◆ MATERIAL:
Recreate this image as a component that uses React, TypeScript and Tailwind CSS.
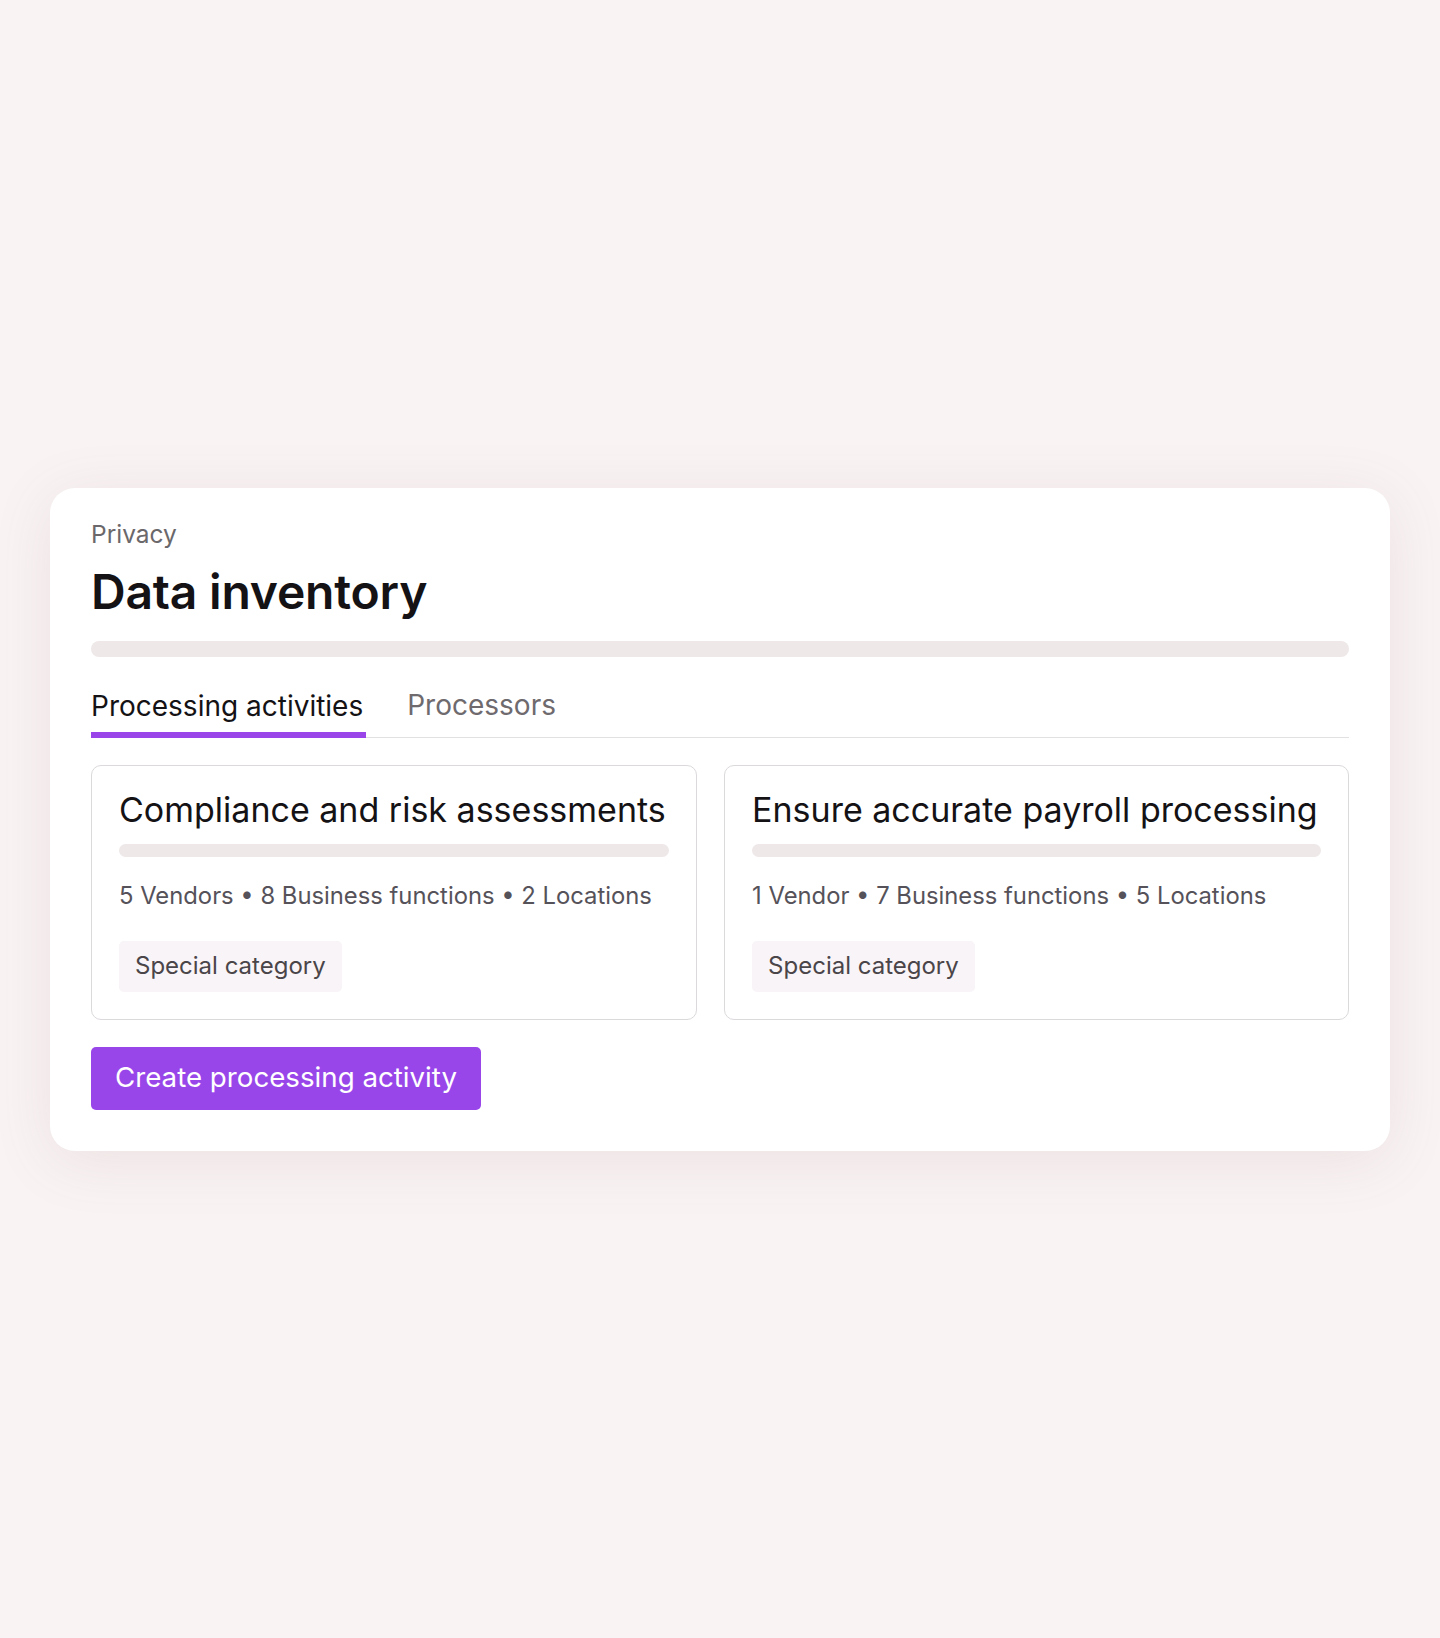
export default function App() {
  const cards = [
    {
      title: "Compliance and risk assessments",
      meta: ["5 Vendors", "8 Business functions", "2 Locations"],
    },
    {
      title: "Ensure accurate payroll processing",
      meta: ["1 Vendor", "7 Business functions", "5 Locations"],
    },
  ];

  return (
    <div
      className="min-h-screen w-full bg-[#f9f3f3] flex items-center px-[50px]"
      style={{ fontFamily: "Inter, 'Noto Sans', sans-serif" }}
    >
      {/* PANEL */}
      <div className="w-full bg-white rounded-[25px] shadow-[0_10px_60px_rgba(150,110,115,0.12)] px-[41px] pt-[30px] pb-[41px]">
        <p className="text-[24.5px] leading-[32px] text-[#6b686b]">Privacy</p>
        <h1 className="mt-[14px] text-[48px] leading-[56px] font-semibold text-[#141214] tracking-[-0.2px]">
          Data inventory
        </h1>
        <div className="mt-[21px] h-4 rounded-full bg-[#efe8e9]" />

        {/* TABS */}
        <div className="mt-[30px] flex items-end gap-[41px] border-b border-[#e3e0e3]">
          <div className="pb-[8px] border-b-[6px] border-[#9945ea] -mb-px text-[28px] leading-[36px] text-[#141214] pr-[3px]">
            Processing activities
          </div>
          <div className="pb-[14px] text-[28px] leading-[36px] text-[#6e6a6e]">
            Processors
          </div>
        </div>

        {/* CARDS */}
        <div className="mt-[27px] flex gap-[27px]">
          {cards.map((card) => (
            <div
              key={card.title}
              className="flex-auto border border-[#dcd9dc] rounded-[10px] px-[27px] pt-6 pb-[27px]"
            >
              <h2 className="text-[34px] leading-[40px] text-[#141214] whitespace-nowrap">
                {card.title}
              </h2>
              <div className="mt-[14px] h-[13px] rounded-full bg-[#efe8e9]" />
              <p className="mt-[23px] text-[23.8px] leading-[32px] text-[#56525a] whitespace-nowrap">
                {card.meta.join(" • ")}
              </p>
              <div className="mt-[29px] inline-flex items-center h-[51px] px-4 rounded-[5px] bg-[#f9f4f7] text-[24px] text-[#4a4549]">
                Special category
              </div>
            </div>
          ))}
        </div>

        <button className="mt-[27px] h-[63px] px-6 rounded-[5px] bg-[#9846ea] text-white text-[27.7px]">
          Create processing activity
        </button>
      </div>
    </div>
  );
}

◆ GOAL: Transcribe the whole listing, character for character, but not its images.

◆ TASK RESPONSE:
Recreate this image as a component that uses React, TypeScript and Tailwind CSS.
export default function App() {
  const cards = [
    {
      title: "Compliance and risk assessments",
      meta: ["5 Vendors", "8 Business functions", "2 Locations"],
    },
    {
      title: "Ensure accurate payroll processing",
      meta: ["1 Vendor", "7 Business functions", "5 Locations"],
    },
  ];

  return (
    <div
      className="min-h-screen w-full bg-[#f9f3f3] flex items-center px-[50px]"
      style={{ fontFamily: "Inter, 'Noto Sans', sans-serif" }}
    >
      {/* PANEL */}
      <div className="w-full bg-white rounded-[25px] shadow-[0_10px_60px_rgba(150,110,115,0.12)] px-[41px] pt-[30px] pb-[41px]">
        <p className="text-[24.5px] leading-[32px] text-[#6b686b]">Privacy</p>
        <h1 className="mt-[14px] text-[48px] leading-[56px] font-semibold text-[#141214] tracking-[-0.2px]">
          Data inventory
        </h1>
        <div className="mt-[21px] h-4 rounded-full bg-[#efe8e9]" />

        {/* TABS */}
        <div className="mt-[30px] flex items-end gap-[41px] border-b border-[#e3e0e3]">
          <div className="pb-[8px] border-b-[6px] border-[#9945ea] -mb-px text-[28px] leading-[36px] text-[#141214] pr-[3px]">
            Processing activities
          </div>
          <div className="pb-[14px] text-[28px] leading-[36px] text-[#6e6a6e]">
            Processors
          </div>
        </div>

        {/* CARDS */}
        <div className="mt-[27px] flex gap-[27px]">
          {cards.map((card) => (
            <div
              key={card.title}
              className="flex-auto border border-[#dcd9dc] rounded-[10px] px-[27px] pt-6 pb-[27px]"
            >
              <h2 className="text-[34px] leading-[40px] text-[#141214] whitespace-nowrap">
                {card.title}
              </h2>
              <div className="mt-[14px] h-[13px] rounded-full bg-[#efe8e9]" />
              <p className="mt-[23px] text-[23.8px] leading-[32px] text-[#56525a] whitespace-nowrap">
                {card.meta.join(" • ")}
              </p>
              <div className="mt-[29px] inline-flex items-center h-[51px] px-4 rounded-[5px] bg-[#f9f4f7] text-[24px] text-[#4a4549]">
                Special category
              </div>
            </div>
          ))}
        </div>

        <button className="mt-[27px] h-[63px] px-6 rounded-[5px] bg-[#9846ea] text-white text-[27.7px]">
          Create processing activity
        </button>
      </div>
    </div>
  );
}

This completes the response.